The biggest thing is that it can be contentious between these three groups because everybody has their idea of what they think it is that they need. It's important for us as sales enablement leaders to make sure we're taking the best.
Sales might say they need this - is it just a lot of talk? Or is there something really to it? How are you going to use that? What value is that going to give to you? It's good to get all these people in the same room to understand what it is they actually need.
Make your content engaging
For me personally, but Oracle as well, since we are focusing so much on E-learning, it's important for us to make it really engaging, it's not just a PowerPoint that you're watching and you're falling asleep, or you're just walking away and you're letting it play, we're trying to make it more interactive and more engaging.
One of the things that we have done is to use a lot of videos. We're not talking about hours of video because that's the same problem but short clips, even doing some of these webcasts or even just these podcast style, where you have somebody and you're just sitting at a table and chairs and you're talking to each other, and maybe interview, whatever it might be about a particular topic.

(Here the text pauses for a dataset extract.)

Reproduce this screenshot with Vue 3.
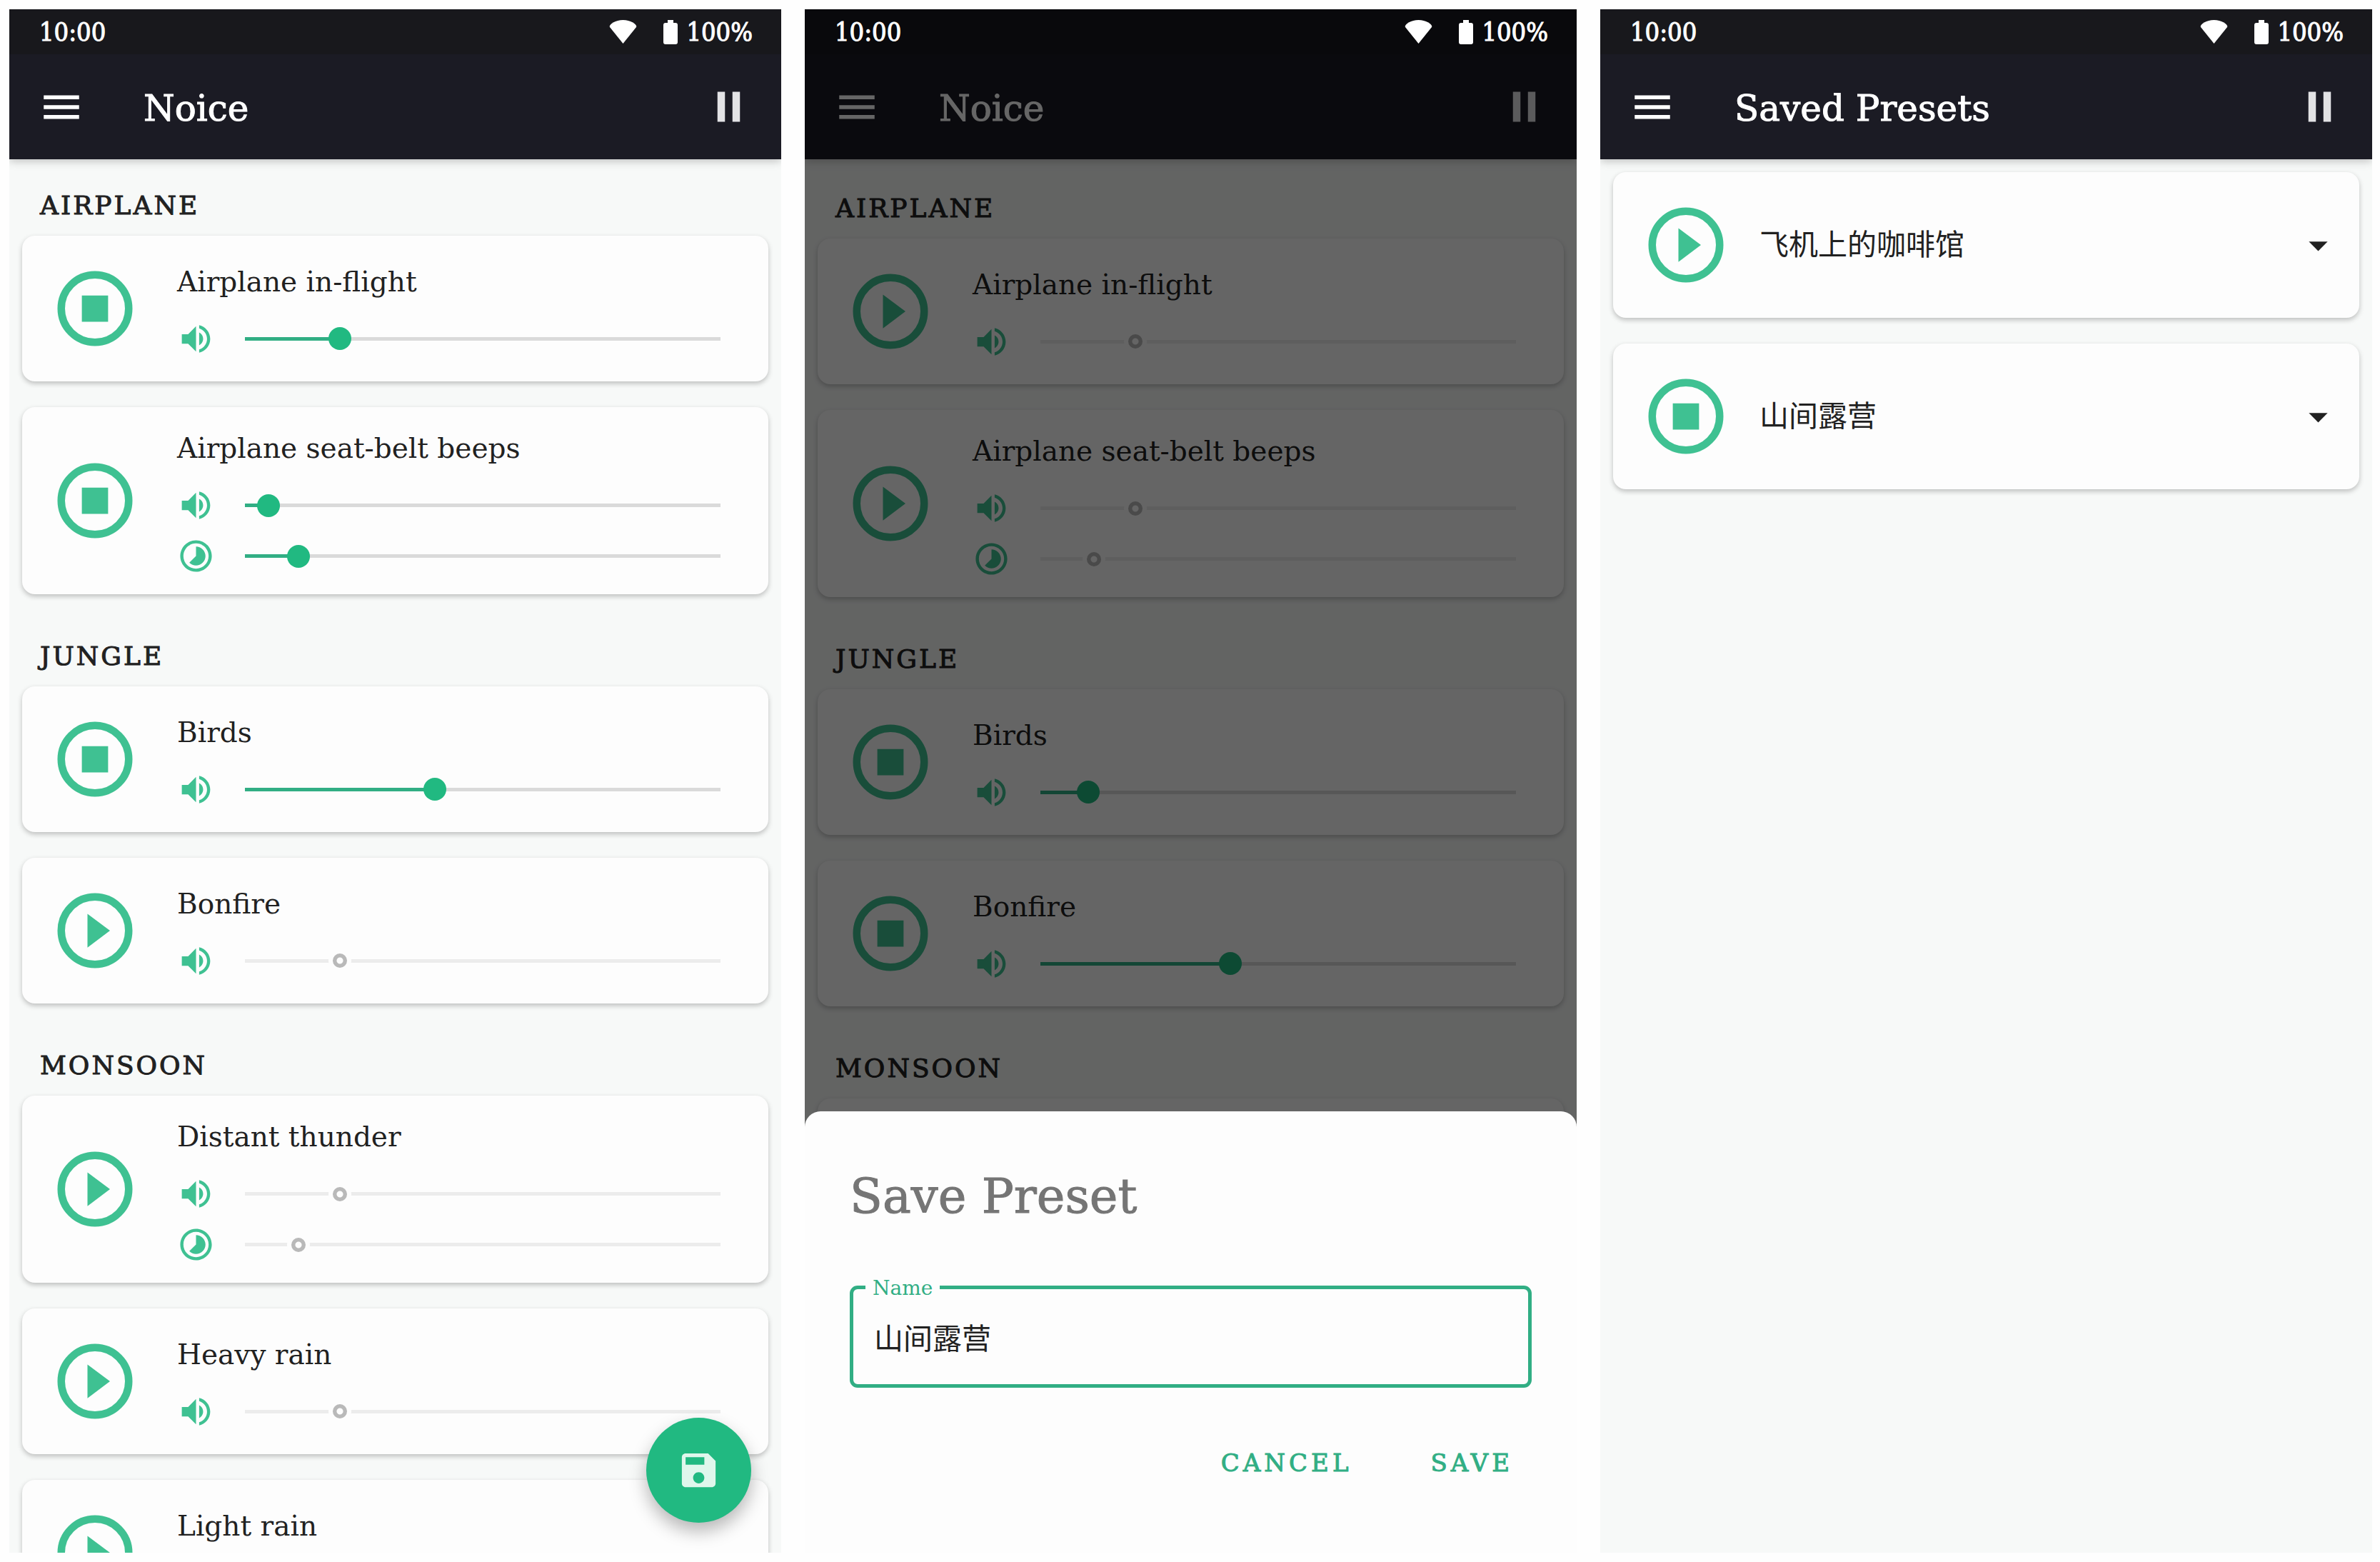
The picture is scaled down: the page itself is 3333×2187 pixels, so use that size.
<script setup>
import { reactive, ref } from 'vue'

const vol = (value) => ({ kind: 'volume', value, max: 20 })
const time = (value) => ({ kind: 'time', value, max: 80 })

const library = (states) => [
  {
    title: 'AIRPLANE',
    sounds: [
      { name: 'Airplane in-flight', playing: states[0], controls: [vol(4)] },
      { name: 'Airplane seat-belt beeps', playing: states[1], controls: [vol(states[1] ? 1 : 4), time(9)] },
    ],
  },
  {
    title: 'JUNGLE',
    sounds: [
      { name: 'Birds', playing: states[2], controls: [vol(states[3] ? 2 : 8)] },
      { name: 'Bonfire', playing: states[3], controls: [vol(states[3] ? 8 : 4)] },
    ],
  },
  {
    title: 'MONSOON',
    sounds: [
      { name: 'Distant thunder', playing: false, controls: [vol(4), time(9)] },
      { name: 'Heavy rain', playing: false, controls: [vol(4)] },
      { name: 'Light rain', playing: false, controls: [vol(4)] },
    ],
  },
]

const screens = reactive([
  { id: 'library', title: 'Noice', sections: library([true, true, true, false]), fab: true },
  { id: 'save', title: 'Noice', sections: library([false, false, true, true]), dialog: true },
  {
    id: 'presets',
    title: 'Saved Presets',
    presets: [
      { name: '飞机上的咖啡馆', playing: false },
      { name: '山间露营', playing: true },
    ],
  },
])

const presetName = ref('山间露营')

const icons = {
  volume:
    'M3 9v6h4l5 5V4L7 9H3zm13.5 3c0-1.77-1.02-3.29-2.5-4.03v8.05c1.48-.73 2.5-2.25 2.5-4.02zM14 3.23v2.06c2.89.86 5 3.54 5 6.71s-2.11 5.85-5 6.71v2.06c4.01-.91 7-4.49 7-8.77s-2.99-7.86-7-8.77z',
  time:
    'M16.24 7.76C15.07 6.59 13.54 6 12 6v6l-4.24 4.24c2.34 2.34 6.14 2.34 8.49 0 2.34-2.34 2.34-6.14-.01-8.48zM12 2C6.48 2 2 6.48 2 12s4.48 10 10 10 10-4.48 10-10S17.52 2 12 2zm0 18c-4.42 0-8-3.58-8-8s3.58-8 8-8 8 3.58 8 8-3.58 8-8 8z',
  play: 'M10 16.5l6-4.5-6-4.5v9z',
  stop: 'M8.5 8.5h7v7h-7z',
}
</script>

<template>
  <main class="board">
    <section v-for="screen in screens" :key="screen.id" class="phone" :class="'phone-' + screen.id">
      <div class="status">
        <span>10:00</span>
        <span class="status-right">
          <svg class="wifi" viewBox="0 0 39 33"><path d="M19.5 33L1 10C-1 7 8 0 19.5 0S40 7 38 10z" /></svg>
          <svg class="battery" viewBox="0 0 20 34"><path d="M6 0h8v4h3a3 3 0 0 1 3 3v24a3 3 0 0 1-3 3H3a3 3 0 0 1-3-3V7a3 3 0 0 1 3-3h3z" /></svg>
          <span>100%</span>
        </span>
      </div>
      <header class="appbar">
        <button class="icon-button" aria-label="Menu">
          <svg class="menu" viewBox="0 0 24 24"><path d="M3 6h18v2H3zM3 11h18v2H3zM3 16h18v2H3z" /></svg>
        </button>
        <h1>{{ screen.title }}</h1>
        <button class="icon-button" aria-label="Pause">
          <svg class="pause" viewBox="0 0 24 24"><path d="M6 4h4v16H6zM14 4h4v16h-4z" /></svg>
        </button>
      </header>

      <div v-if="screen.sections" class="library">
        <section v-for="group in screen.sections" :key="group.title" class="group">
          <h2>{{ group.title }}</h2>
          <div class="cards">
            <article v-for="sound in group.sounds" :key="sound.name" class="card">
              <button class="toggle" :aria-label="(sound.playing ? 'Stop ' : 'Play ') + sound.name" @click="sound.playing = !sound.playing">
                <svg viewBox="0 0 24 24">
                  <circle cx="12" cy="12" r="9" />
                  <path :d="sound.playing ? icons.stop : icons.play" />
                </svg>
              </button>
              <div class="sound">
                <h3>{{ sound.name }}</h3>
                <label v-for="control in sound.controls" :key="control.kind" class="control">
                  <svg viewBox="0 0 24 24"><path :d="icons[control.kind]" /></svg>
                  <input
                    v-model.number="control.value"
                    type="range"
                    min="0"
                    :max="control.max"
                    :disabled="!sound.playing"
                    :aria-label="sound.name + ' ' + control.kind"
                    :style="{ '--level': control.value / control.max }"
                  />
                </label>
              </div>
            </article>
          </div>
        </section>
      </div>

      <div v-if="screen.presets" class="cards presets">
        <article v-for="preset in screen.presets" :key="preset.name" class="card">
          <button class="toggle" :aria-label="(preset.playing ? 'Stop ' : 'Play ') + preset.name" @click="preset.playing = !preset.playing">
            <svg viewBox="0 0 24 24">
              <circle cx="12" cy="12" r="9" />
              <path :d="preset.playing ? icons.stop : icons.play" />
            </svg>
          </button>
          <h3 class="preset-name">{{ preset.name }}</h3>
          <button class="icon-button more" aria-label="More options">
            <svg viewBox="0 0 24 24"><path d="M7 10l5 5 5-5z" /></svg>
          </button>
        </article>
      </div>

      <button v-if="screen.fab" class="fab" aria-label="Save preset">
        <svg viewBox="0 0 24 24">
          <path d="M17 3H5c-1.11 0-2 .9-2 2v14c0 1.1.89 2 2 2h14c1.1 0 2-.9 2-2V7l-4-4zm-5 16c-1.66 0-3-1.34-3-3s1.34-3 3-3 3 1.34 3 3-1.34 3-3 3zm3-10H5V5h10v4z" />
        </svg>
      </button>

      <template v-if="screen.dialog">
        <div class="scrim"></div>
        <form class="sheet" @submit.prevent>
          <h2>Save Preset</h2>
          <div class="field">
            <label for="preset-name">Name</label>
            <input id="preset-name" v-model="presetName" type="text" />
          </div>
          <div class="actions">
            <button type="button">CANCEL</button>
            <button type="submit">SAVE</button>
          </div>
        </form>
      </template>
    </section>
  </main>
</template>

<style>
body {
  margin: 0;
  background: #fefefe;
}
</style>

<style scoped>
* {
  box-sizing: border-box;
}

h1, h2, h3 {
  margin: 0;
  font-weight: 400;
}

button, input {
  margin: 0;
  padding: 0;
  border: 0;
  background: none;
  color: inherit;
  font-family: inherit;
}

svg {
  display: block;
  fill: currentColor;
}

.board {
  display: grid;
  grid-template-columns: repeat(3, minmax(0, 1fr));
  gap: 33px;
  height: 100vh;
  padding: 13px 11px 13px 13px;
  font-family: "DejaVu Serif", "Noto Sans CJK SC", serif;
  color: #212121;
}

.phone {
  position: relative;
  display: flex;
  flex-direction: column;
  overflow: hidden;
  background: #f7f9f8;
}

.status {
  position: relative;
  z-index: 2;
  flex: none;
  display: flex;
  align-items: center;
  justify-content: space-between;
  height: 63px;
  padding: 0 40px 0 42px;
  background: #18181c;
  color: #fff;
  font-family: "DejaVu Serif Condensed", "DejaVu Serif", serif;
  font-size: 36px;
  line-height: 63px;
  -webkit-text-stroke: 1px currentColor;
}

.phone-save .status {
  background: #09090c;
}

.status-right {
  display: flex;
  align-items: center;
}

.wifi {
  width: 39px;
  height: 33px;
  margin-right: 37px;
}

.battery {
  width: 20px;
  height: 34px;
  margin-right: 12px;
}

.appbar {
  position: relative;
  flex: none;
  display: flex;
  align-items: center;
  height: 147px;
  padding: 0 42px 0 40px;
  background: #1b1b24;
  color: #fff;
  box-shadow: 0 2px 12px rgba(0, 0, 0, 0.25);
}

.appbar h1 {
  flex: 1;
  margin-left: 82px;
  padding-top: 4px;
  font-size: 50px;
  line-height: 64px;
  -webkit-text-stroke: 1px currentColor;
}

.menu {
  width: 66px;
  height: 66px;
}

.pause {
  width: 63px;
  height: 63px;
  color: #e3e3e5;
}

.library {
  display: flex;
  flex-direction: column;
  gap: 62px;
  padding: 40px 18px 0;
}

.phone-save .library {
  padding-top: 44px;
}

.group h2 {
  margin: 0 0 17px 25px;
  font-size: 36px;
  line-height: 50px;
  letter-spacing: 3px;
  -webkit-text-stroke: 1px currentColor;
}

.cards {
  display: flex;
  flex-direction: column;
  gap: 36px;
}

.presets {
  padding: 18px 18px 0;
}

.card {
  display: flex;
  align-items: center;
  min-height: 204px;
  padding: 0 51px 0 39px;
  border-radius: 18px;
  background: #fdfdfd;
  box-shadow: 0 3px 7px rgba(0, 0, 0, 0.24);
}

.toggle {
  flex: none;
  color: #3fc192;
}

.toggle svg {
  width: 126px;
  height: 126px;
}

.toggle circle {
  fill: none;
  stroke: currentColor;
  stroke-width: 2;
}

.sound {
  flex: 1;
  min-width: 0;
  margin-left: 52px;
  padding: 32px 0 18px;
}

.sound h3 {
  margin-bottom: 18px;
  font-size: 39px;
  line-height: 52px;
}

.control {
  display: flex;
  align-items: center;
  gap: 26px;
  height: 71px;
}

.control svg {
  flex: none;
  width: 53px;
  height: 53px;
  color: #3fc192;
}

.control input {
  --fill: #31ae84;
  --rest: #dadada;
  --at: calc(var(--level) * 100%);
  flex: 1;
  min-width: 0;
  height: 32px;
  appearance: none;
  background: linear-gradient(to right, var(--fill) var(--at), var(--rest) var(--at)) center / calc(100% - 32px) 5px no-repeat;
}

.control input:disabled {
  --fill: #ececec;
  --rest: #ececec;
}

.control input::-webkit-slider-thumb {
  appearance: none;
  width: 32px;
  height: 32px;
  border-radius: 50%;
  background: #21b981;
}

.control input:disabled::-webkit-slider-thumb {
  border: 6px solid #fdfdfd;
  background: radial-gradient(circle, #fdfdfd 4px, #b9b9b9 5px);
}

.card .preset-name {
  flex: 1;
  margin-left: 40px;
  font-size: 41px;
  line-height: 56px;
}

.presets .card {
  padding-right: 26px;
}

.more svg {
  width: 63px;
  height: 63px;
  color: #212121;
}

.fab {
  position: absolute;
  right: 42px;
  bottom: 42px;
  display: grid;
  place-items: center;
  width: 147px;
  height: 147px;
  border-radius: 50%;
  background: #21b981;
  color: #dff7ec;
  box-shadow: 0 12px 24px rgba(0, 0, 0, 0.28);
}

.fab svg {
  width: 63px;
  height: 63px;
}

.scrim {
  position: absolute;
  inset: 0;
  z-index: 1;
  background: rgba(0, 0, 0, 0.6);
}

.sheet {
  position: absolute;
  right: 0;
  bottom: 0;
  left: 0;
  z-index: 2;
  padding: 80px 63px 76px;
  border-radius: 22px 22px 0 0;
  background: #fdfdfd;
}

.sheet h2 {
  margin-bottom: 86px;
  color: #757575;
  font-size: 67px;
  line-height: 78px;
  -webkit-text-stroke: 1px currentColor;
}

.field {
  position: relative;
}

.field label {
  position: absolute;
  top: -12px;
  left: 22px;
  padding: 0 10px;
  background: #fdfdfd;
  color: #31ae84;
  font-size: 28px;
  line-height: 32px;
}

.field input {
  display: block;
  width: 100%;
  height: 143px;
  padding: 0 29px 2px;
  border: 5px solid #31ae84;
  border-radius: 11px;
  outline: 0;
  color: #212121;
  font-size: 41px;
}

.actions {
  display: flex;
  justify-content: flex-end;
  gap: 58px;
  margin-top: 55px;
}

.actions button {
  height: 100px;
  padding: 0 26px;
  color: #31ae84;
  font-size: 34px;
  letter-spacing: 5px;
  -webkit-text-stroke: 1px currentColor;
}
</style>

Putting it out there on O Tube, which is like our YouTube channel, and then we share that out there. It's making it interesting and innovative.
How to get there
In terms of e-learning, I think some of the key things are as follows:
- Having a content blueprint - understanding what's your outline for your whole learning plan? Making sure you understand that before you actually get started your learning objectives.
- The big thing for me is the detailed storyboard because you may not be the person that's developing the e-learning content.
- Consider your development tool - we use Captivate but there are a lot of great tools out there. But storyboard, storyboard, storyboard - I'm talking very detailed pictures, very detailed instructions, and I even put narration on there i.e. what I want to be said at each point.